* WHAT THE EXERCISE ASKS
Repeat, exactly and in full, the lines of the listing below, but without any pictures.

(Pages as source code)
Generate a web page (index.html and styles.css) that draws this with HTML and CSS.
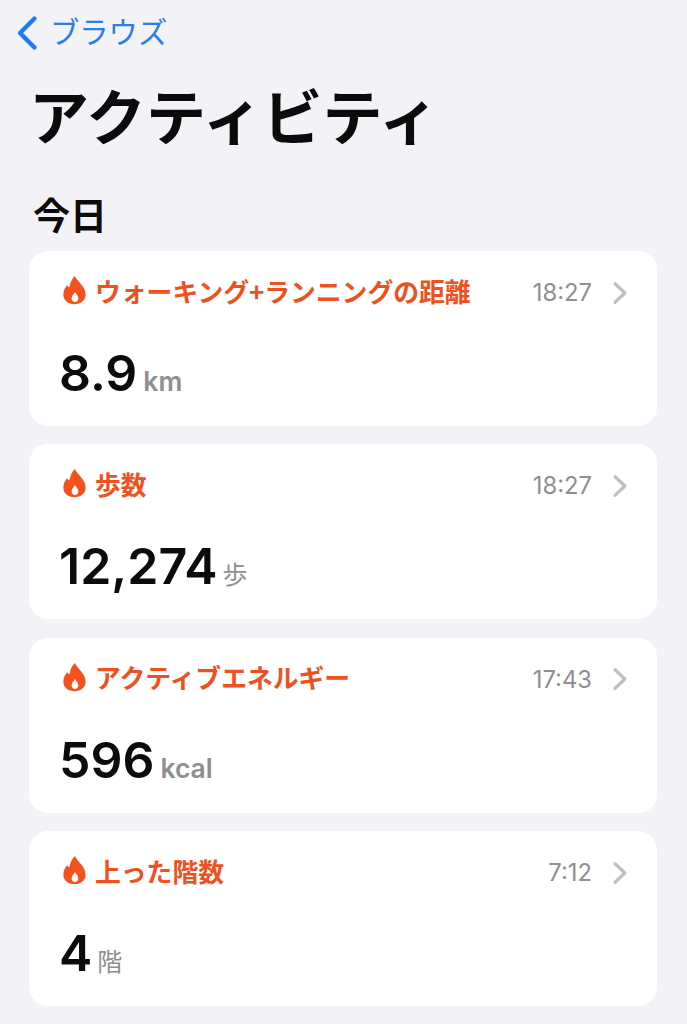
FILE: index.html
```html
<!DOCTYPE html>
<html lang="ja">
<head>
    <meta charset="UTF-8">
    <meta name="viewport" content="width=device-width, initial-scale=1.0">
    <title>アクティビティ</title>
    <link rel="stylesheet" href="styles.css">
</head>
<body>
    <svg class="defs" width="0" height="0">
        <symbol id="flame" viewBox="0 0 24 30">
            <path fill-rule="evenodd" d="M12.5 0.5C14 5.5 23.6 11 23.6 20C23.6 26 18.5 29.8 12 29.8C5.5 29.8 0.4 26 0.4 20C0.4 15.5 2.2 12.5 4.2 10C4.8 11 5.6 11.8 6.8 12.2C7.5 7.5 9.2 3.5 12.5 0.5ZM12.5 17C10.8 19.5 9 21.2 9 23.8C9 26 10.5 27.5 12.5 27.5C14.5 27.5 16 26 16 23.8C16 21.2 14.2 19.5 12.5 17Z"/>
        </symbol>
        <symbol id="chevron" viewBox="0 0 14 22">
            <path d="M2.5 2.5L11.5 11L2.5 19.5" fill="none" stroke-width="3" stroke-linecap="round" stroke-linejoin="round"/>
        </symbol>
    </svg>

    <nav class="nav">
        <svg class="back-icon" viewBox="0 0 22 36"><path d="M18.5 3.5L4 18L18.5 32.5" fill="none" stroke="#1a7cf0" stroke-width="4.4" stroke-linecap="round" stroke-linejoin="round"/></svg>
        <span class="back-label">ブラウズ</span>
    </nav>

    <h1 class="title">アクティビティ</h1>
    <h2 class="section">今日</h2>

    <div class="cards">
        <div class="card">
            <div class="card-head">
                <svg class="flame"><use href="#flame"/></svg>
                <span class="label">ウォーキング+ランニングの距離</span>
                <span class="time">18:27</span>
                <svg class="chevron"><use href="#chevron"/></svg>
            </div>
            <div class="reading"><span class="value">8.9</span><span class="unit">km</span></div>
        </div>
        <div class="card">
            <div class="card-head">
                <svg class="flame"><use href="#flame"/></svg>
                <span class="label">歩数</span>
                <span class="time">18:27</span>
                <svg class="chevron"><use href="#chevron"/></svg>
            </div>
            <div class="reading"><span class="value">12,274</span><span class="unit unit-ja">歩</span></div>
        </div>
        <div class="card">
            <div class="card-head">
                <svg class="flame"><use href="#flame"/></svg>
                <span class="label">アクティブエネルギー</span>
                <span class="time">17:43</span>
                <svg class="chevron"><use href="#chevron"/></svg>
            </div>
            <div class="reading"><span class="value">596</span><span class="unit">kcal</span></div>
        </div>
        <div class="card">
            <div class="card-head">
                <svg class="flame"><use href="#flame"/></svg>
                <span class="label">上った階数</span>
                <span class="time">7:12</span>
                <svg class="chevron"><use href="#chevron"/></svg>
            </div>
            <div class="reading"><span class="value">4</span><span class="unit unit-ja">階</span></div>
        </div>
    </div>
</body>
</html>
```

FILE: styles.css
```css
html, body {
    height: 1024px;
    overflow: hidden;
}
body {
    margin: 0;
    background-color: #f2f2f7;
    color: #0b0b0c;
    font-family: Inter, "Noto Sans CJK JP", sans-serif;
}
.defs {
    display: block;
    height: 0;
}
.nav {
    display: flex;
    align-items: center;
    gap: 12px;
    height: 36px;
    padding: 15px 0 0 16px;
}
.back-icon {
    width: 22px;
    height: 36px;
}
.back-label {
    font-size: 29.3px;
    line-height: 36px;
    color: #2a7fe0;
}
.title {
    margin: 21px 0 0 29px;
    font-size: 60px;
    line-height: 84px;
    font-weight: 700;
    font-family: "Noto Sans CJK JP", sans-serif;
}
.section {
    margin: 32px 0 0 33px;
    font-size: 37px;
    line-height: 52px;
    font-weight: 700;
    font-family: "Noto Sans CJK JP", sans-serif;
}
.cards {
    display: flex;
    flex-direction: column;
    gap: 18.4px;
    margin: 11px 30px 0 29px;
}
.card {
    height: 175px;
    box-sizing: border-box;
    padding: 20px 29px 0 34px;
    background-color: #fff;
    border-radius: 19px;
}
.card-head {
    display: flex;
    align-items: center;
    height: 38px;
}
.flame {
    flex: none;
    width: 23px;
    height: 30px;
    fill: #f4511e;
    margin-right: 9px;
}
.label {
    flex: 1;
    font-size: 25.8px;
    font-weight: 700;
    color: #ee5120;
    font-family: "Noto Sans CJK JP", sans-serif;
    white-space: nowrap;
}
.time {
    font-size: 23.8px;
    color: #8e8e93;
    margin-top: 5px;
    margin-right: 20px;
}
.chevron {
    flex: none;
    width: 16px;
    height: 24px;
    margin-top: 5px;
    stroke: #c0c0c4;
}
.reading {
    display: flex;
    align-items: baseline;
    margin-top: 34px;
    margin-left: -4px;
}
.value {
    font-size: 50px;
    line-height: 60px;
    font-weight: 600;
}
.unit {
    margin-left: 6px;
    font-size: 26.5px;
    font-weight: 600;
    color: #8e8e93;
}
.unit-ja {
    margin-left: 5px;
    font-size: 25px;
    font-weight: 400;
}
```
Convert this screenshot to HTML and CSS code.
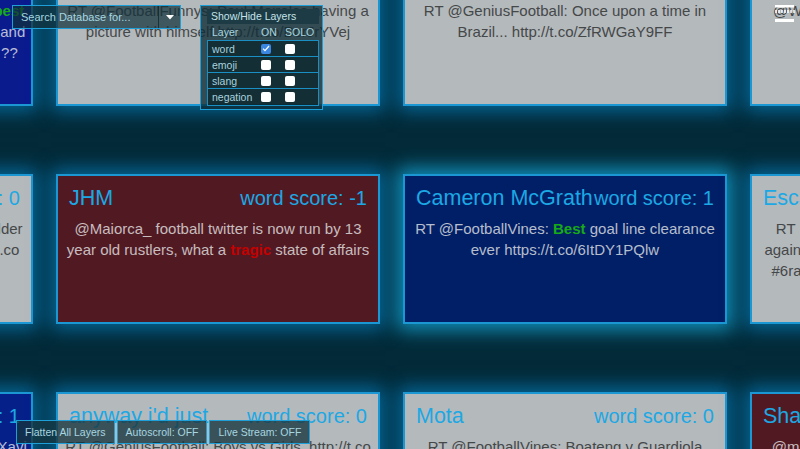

* EXERCISE ANSWER
Generate a web page (index.html and styles.css) that draws this with HTML and CSS.
FILE: index.html
```html
<!DOCTYPE html>
<html lang="ja">
<head>
    <meta charset="UTF-8">
    <meta name="viewport" content="width=device-width, initial-scale=1.0">
    <title>アクティビティ</title>
    <link rel="stylesheet" href="styles.css">
</head>
<body>
    <svg class="defs" width="0" height="0">
        <symbol id="flame" viewBox="0 0 24 30">
            <path fill-rule="evenodd" d="M12.5 0.5C14 5.5 23.6 11 23.6 20C23.6 26 18.5 29.8 12 29.8C5.5 29.8 0.4 26 0.4 20C0.4 15.5 2.2 12.5 4.2 10C4.8 11 5.6 11.8 6.8 12.2C7.5 7.5 9.2 3.5 12.5 0.5ZM12.5 17C10.8 19.5 9 21.2 9 23.8C9 26 10.5 27.5 12.5 27.5C14.5 27.5 16 26 16 23.8C16 21.2 14.2 19.5 12.5 17Z"/>
        </symbol>
        <symbol id="chevron" viewBox="0 0 14 22">
            <path d="M2.5 2.5L11.5 11L2.5 19.5" fill="none" stroke-width="3" stroke-linecap="round" stroke-linejoin="round"/>
        </symbol>
    </svg>

    <nav class="nav">
        <svg class="back-icon" viewBox="0 0 22 36"><path d="M18.5 3.5L4 18L18.5 32.5" fill="none" stroke="#1a7cf0" stroke-width="4.4" stroke-linecap="round" stroke-linejoin="round"/></svg>
        <span class="back-label">ブラウズ</span>
    </nav>

    <h1 class="title">アクティビティ</h1>
    <h2 class="section">今日</h2>

    <div class="cards">
        <div class="card">
            <div class="card-head">
                <svg class="flame"><use href="#flame"/></svg>
                <span class="label">ウォーキング+ランニングの距離</span>
                <span class="time">18:27</span>
                <svg class="chevron"><use href="#chevron"/></svg>
            </div>
            <div class="reading"><span class="value">8.9</span><span class="unit">km</span></div>
        </div>
        <div class="card">
            <div class="card-head">
                <svg class="flame"><use href="#flame"/></svg>
                <span class="label">歩数</span>
                <span class="time">18:27</span>
                <svg class="chevron"><use href="#chevron"/></svg>
            </div>
            <div class="reading"><span class="value">12,274</span><span class="unit unit-ja">歩</span></div>
        </div>
        <div class="card">
            <div class="card-head">
                <svg class="flame"><use href="#flame"/></svg>
                <span class="label">アクティブエネルギー</span>
                <span class="time">17:43</span>
                <svg class="chevron"><use href="#chevron"/></svg>
            </div>
            <div class="reading"><span class="value">596</span><span class="unit">kcal</span></div>
        </div>
        <div class="card">
            <div class="card-head">
                <svg class="flame"><use href="#flame"/></svg>
                <span class="label">上った階数</span>
                <span class="time">7:12</span>
                <svg class="chevron"><use href="#chevron"/></svg>
            </div>
            <div class="reading"><span class="value">4</span><span class="unit unit-ja">階</span></div>
        </div>
    </div>
</body>
</html>
```

FILE: styles.css
```css
html, body {
    height: 1024px;
    overflow: hidden;
}
body {
    margin: 0;
    background-color: #f2f2f7;
    color: #0b0b0c;
    font-family: Inter, "Noto Sans CJK JP", sans-serif;
}
.defs {
    display: block;
    height: 0;
}
.nav {
    display: flex;
    align-items: center;
    gap: 12px;
    height: 36px;
    padding: 15px 0 0 16px;
}
.back-icon {
    width: 22px;
    height: 36px;
}
.back-label {
    font-size: 29.3px;
    line-height: 36px;
    color: #2a7fe0;
}
.title {
    margin: 21px 0 0 29px;
    font-size: 60px;
    line-height: 84px;
    font-weight: 700;
    font-family: "Noto Sans CJK JP", sans-serif;
}
.section {
    margin: 32px 0 0 33px;
    font-size: 37px;
    line-height: 52px;
    font-weight: 700;
    font-family: "Noto Sans CJK JP", sans-serif;
}
.cards {
    display: flex;
    flex-direction: column;
    gap: 18.4px;
    margin: 11px 30px 0 29px;
}
.card {
    height: 175px;
    box-sizing: border-box;
    padding: 20px 29px 0 34px;
    background-color: #fff;
    border-radius: 19px;
}
.card-head {
    display: flex;
    align-items: center;
    height: 38px;
}
.flame {
    flex: none;
    width: 23px;
    height: 30px;
    fill: #f4511e;
    margin-right: 9px;
}
.label {
    flex: 1;
    font-size: 25.8px;
    font-weight: 700;
    color: #ee5120;
    font-family: "Noto Sans CJK JP", sans-serif;
    white-space: nowrap;
}
.time {
    font-size: 23.8px;
    color: #8e8e93;
    margin-top: 5px;
    margin-right: 20px;
}
.chevron {
    flex: none;
    width: 16px;
    height: 24px;
    margin-top: 5px;
    stroke: #c0c0c4;
}
.reading {
    display: flex;
    align-items: baseline;
    margin-top: 34px;
    margin-left: -4px;
}
.value {
    font-size: 50px;
    line-height: 60px;
    font-weight: 600;
}
.unit {
    margin-left: 6px;
    font-size: 26.5px;
    font-weight: 600;
    color: #8e8e93;
}
.unit-ja {
    margin-left: 5px;
    font-size: 25px;
    font-weight: 400;
}
```
Convert this screenshot to HTML and CSS code.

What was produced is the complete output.